EXERCISE: Word for word, give the material below again, minus any images.

-- -- --

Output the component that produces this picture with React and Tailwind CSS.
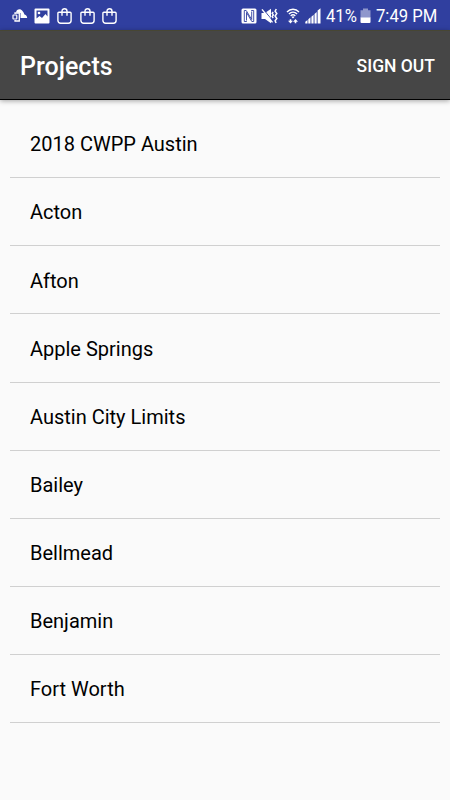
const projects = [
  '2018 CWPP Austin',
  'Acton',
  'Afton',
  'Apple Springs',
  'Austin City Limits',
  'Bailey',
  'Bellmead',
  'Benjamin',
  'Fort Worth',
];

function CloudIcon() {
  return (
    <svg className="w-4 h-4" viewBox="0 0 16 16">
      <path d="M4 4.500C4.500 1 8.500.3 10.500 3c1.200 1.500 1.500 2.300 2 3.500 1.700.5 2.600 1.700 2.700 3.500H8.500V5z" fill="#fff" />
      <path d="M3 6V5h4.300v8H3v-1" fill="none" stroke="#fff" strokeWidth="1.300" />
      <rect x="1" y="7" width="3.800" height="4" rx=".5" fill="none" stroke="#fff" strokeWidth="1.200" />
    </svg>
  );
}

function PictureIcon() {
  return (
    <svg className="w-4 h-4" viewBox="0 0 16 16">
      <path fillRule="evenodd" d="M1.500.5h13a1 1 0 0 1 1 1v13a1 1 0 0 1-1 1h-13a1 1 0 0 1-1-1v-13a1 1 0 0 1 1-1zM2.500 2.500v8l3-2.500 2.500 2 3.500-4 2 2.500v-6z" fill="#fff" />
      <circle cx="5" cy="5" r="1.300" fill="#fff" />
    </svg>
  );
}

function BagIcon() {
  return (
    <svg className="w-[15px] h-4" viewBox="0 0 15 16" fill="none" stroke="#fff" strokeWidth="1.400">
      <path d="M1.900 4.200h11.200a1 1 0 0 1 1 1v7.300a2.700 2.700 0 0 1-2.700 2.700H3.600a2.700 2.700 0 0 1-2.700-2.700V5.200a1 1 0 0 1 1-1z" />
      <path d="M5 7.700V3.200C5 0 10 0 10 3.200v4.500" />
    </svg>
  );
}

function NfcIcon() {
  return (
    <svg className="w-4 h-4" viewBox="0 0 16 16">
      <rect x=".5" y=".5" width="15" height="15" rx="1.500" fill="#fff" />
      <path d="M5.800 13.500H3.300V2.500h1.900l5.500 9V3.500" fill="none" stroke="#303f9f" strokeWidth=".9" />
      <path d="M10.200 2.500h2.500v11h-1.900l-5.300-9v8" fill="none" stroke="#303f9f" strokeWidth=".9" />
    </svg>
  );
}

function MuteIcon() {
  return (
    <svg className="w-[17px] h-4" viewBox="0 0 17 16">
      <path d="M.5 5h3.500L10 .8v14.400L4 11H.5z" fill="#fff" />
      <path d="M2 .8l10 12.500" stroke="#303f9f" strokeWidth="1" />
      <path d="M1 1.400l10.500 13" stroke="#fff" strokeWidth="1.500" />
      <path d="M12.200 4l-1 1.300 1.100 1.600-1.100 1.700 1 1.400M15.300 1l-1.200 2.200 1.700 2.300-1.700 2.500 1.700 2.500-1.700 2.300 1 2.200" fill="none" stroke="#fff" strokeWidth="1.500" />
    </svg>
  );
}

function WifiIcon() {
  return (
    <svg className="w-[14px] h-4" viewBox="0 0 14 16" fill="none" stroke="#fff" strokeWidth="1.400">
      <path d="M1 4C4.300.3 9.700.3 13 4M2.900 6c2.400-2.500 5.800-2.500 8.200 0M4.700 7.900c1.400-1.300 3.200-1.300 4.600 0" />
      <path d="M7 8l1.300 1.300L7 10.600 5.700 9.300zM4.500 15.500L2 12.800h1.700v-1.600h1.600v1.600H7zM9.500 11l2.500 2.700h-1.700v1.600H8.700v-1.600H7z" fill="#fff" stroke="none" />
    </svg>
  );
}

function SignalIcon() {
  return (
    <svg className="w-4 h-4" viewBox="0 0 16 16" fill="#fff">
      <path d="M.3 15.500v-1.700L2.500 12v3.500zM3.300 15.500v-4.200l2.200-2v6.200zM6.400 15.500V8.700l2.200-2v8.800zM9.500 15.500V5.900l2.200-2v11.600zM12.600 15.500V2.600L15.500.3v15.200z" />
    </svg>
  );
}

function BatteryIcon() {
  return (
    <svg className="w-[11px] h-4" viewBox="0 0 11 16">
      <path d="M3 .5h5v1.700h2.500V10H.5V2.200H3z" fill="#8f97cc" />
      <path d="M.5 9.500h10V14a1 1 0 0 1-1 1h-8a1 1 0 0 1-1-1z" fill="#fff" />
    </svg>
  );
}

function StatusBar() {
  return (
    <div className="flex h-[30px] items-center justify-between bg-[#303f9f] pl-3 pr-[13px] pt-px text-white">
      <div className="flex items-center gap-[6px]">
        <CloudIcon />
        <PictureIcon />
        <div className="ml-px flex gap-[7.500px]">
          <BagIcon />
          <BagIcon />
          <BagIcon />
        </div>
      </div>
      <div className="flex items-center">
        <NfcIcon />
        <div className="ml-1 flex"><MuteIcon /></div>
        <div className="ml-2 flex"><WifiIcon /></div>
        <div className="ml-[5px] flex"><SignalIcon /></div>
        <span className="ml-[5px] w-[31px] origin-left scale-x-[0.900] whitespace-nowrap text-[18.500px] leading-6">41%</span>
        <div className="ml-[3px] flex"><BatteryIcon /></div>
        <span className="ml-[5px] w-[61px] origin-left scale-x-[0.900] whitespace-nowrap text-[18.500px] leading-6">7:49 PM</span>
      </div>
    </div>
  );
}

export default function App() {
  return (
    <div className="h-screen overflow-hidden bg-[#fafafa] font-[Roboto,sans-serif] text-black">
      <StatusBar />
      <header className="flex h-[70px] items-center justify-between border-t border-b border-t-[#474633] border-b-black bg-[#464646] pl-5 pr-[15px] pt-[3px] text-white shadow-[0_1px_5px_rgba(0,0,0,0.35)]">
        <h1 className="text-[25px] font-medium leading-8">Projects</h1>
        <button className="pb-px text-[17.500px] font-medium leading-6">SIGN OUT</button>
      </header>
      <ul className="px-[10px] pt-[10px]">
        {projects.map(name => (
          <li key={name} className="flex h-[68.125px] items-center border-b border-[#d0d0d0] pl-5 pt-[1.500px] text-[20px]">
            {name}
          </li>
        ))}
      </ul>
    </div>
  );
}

-- -- --

OUTPUT BELOW:
Output the component that produces this picture with React and Tailwind CSS.
const projects = [
  '2018 CWPP Austin',
  'Acton',
  'Afton',
  'Apple Springs',
  'Austin City Limits',
  'Bailey',
  'Bellmead',
  'Benjamin',
  'Fort Worth',
];

function CloudIcon() {
  return (
    <svg className="w-4 h-4" viewBox="0 0 16 16">
      <path d="M4 4.500C4.500 1 8.500.3 10.500 3c1.200 1.500 1.500 2.300 2 3.500 1.700.5 2.600 1.700 2.700 3.500H8.500V5z" fill="#fff" />
      <path d="M3 6V5h4.300v8H3v-1" fill="none" stroke="#fff" strokeWidth="1.300" />
      <rect x="1" y="7" width="3.800" height="4" rx=".5" fill="none" stroke="#fff" strokeWidth="1.200" />
    </svg>
  );
}

function PictureIcon() {
  return (
    <svg className="w-4 h-4" viewBox="0 0 16 16">
      <path fillRule="evenodd" d="M1.500.5h13a1 1 0 0 1 1 1v13a1 1 0 0 1-1 1h-13a1 1 0 0 1-1-1v-13a1 1 0 0 1 1-1zM2.500 2.500v8l3-2.500 2.500 2 3.500-4 2 2.500v-6z" fill="#fff" />
      <circle cx="5" cy="5" r="1.300" fill="#fff" />
    </svg>
  );
}

function BagIcon() {
  return (
    <svg className="w-[15px] h-4" viewBox="0 0 15 16" fill="none" stroke="#fff" strokeWidth="1.400">
      <path d="M1.900 4.200h11.200a1 1 0 0 1 1 1v7.300a2.700 2.700 0 0 1-2.700 2.700H3.600a2.700 2.700 0 0 1-2.700-2.700V5.200a1 1 0 0 1 1-1z" />
      <path d="M5 7.700V3.200C5 0 10 0 10 3.200v4.500" />
    </svg>
  );
}

function NfcIcon() {
  return (
    <svg className="w-4 h-4" viewBox="0 0 16 16">
      <rect x=".5" y=".5" width="15" height="15" rx="1.500" fill="#fff" />
      <path d="M5.800 13.500H3.300V2.500h1.900l5.500 9V3.500" fill="none" stroke="#303f9f" strokeWidth=".9" />
      <path d="M10.200 2.500h2.500v11h-1.900l-5.300-9v8" fill="none" stroke="#303f9f" strokeWidth=".9" />
    </svg>
  );
}

function MuteIcon() {
  return (
    <svg className="w-[17px] h-4" viewBox="0 0 17 16">
      <path d="M.5 5h3.500L10 .8v14.400L4 11H.5z" fill="#fff" />
      <path d="M2 .8l10 12.500" stroke="#303f9f" strokeWidth="1" />
      <path d="M1 1.400l10.500 13" stroke="#fff" strokeWidth="1.500" />
      <path d="M12.200 4l-1 1.300 1.100 1.600-1.100 1.700 1 1.400M15.300 1l-1.200 2.200 1.700 2.300-1.700 2.500 1.700 2.500-1.700 2.300 1 2.200" fill="none" stroke="#fff" strokeWidth="1.500" />
    </svg>
  );
}

function WifiIcon() {
  return (
    <svg className="w-[14px] h-4" viewBox="0 0 14 16" fill="none" stroke="#fff" strokeWidth="1.400">
      <path d="M1 4C4.300.3 9.700.3 13 4M2.900 6c2.400-2.500 5.800-2.500 8.200 0M4.700 7.900c1.400-1.300 3.200-1.300 4.600 0" />
      <path d="M7 8l1.300 1.300L7 10.600 5.700 9.300zM4.500 15.500L2 12.800h1.700v-1.600h1.600v1.600H7zM9.500 11l2.500 2.700h-1.700v1.600H8.700v-1.600H7z" fill="#fff" stroke="none" />
    </svg>
  );
}

function SignalIcon() {
  return (
    <svg className="w-4 h-4" viewBox="0 0 16 16" fill="#fff">
      <path d="M.3 15.500v-1.700L2.500 12v3.500zM3.300 15.500v-4.200l2.200-2v6.200zM6.400 15.500V8.700l2.200-2v8.800zM9.500 15.500V5.900l2.200-2v11.600zM12.600 15.500V2.600L15.500.3v15.200z" />
    </svg>
  );
}

function BatteryIcon() {
  return (
    <svg className="w-[11px] h-4" viewBox="0 0 11 16">
      <path d="M3 .5h5v1.700h2.500V10H.5V2.200H3z" fill="#8f97cc" />
      <path d="M.5 9.500h10V14a1 1 0 0 1-1 1h-8a1 1 0 0 1-1-1z" fill="#fff" />
    </svg>
  );
}

function StatusBar() {
  return (
    <div className="flex h-[30px] items-center justify-between bg-[#303f9f] pl-3 pr-[13px] pt-px text-white">
      <div className="flex items-center gap-[6px]">
        <CloudIcon />
        <PictureIcon />
        <div className="ml-px flex gap-[7.500px]">
          <BagIcon />
          <BagIcon />
          <BagIcon />
        </div>
      </div>
      <div className="flex items-center">
        <NfcIcon />
        <div className="ml-1 flex"><MuteIcon /></div>
        <div className="ml-2 flex"><WifiIcon /></div>
        <div className="ml-[5px] flex"><SignalIcon /></div>
        <span className="ml-[5px] w-[31px] origin-left scale-x-[0.900] whitespace-nowrap text-[18.500px] leading-6">41%</span>
        <div className="ml-[3px] flex"><BatteryIcon /></div>
        <span className="ml-[5px] w-[61px] origin-left scale-x-[0.900] whitespace-nowrap text-[18.500px] leading-6">7:49 PM</span>
      </div>
    </div>
  );
}

export default function App() {
  return (
    <div className="h-screen overflow-hidden bg-[#fafafa] font-[Roboto,sans-serif] text-black">
      <StatusBar />
      <header className="flex h-[70px] items-center justify-between border-t border-b border-t-[#474633] border-b-black bg-[#464646] pl-5 pr-[15px] pt-[3px] text-white shadow-[0_1px_5px_rgba(0,0,0,0.35)]">
        <h1 className="text-[25px] font-medium leading-8">Projects</h1>
        <button className="pb-px text-[17.500px] font-medium leading-6">SIGN OUT</button>
      </header>
      <ul className="px-[10px] pt-[10px]">
        {projects.map(name => (
          <li key={name} className="flex h-[68.125px] items-center border-b border-[#d0d0d0] pl-5 pt-[1.500px] text-[20px]">
            {name}
          </li>
        ))}
      </ul>
    </div>
  );
}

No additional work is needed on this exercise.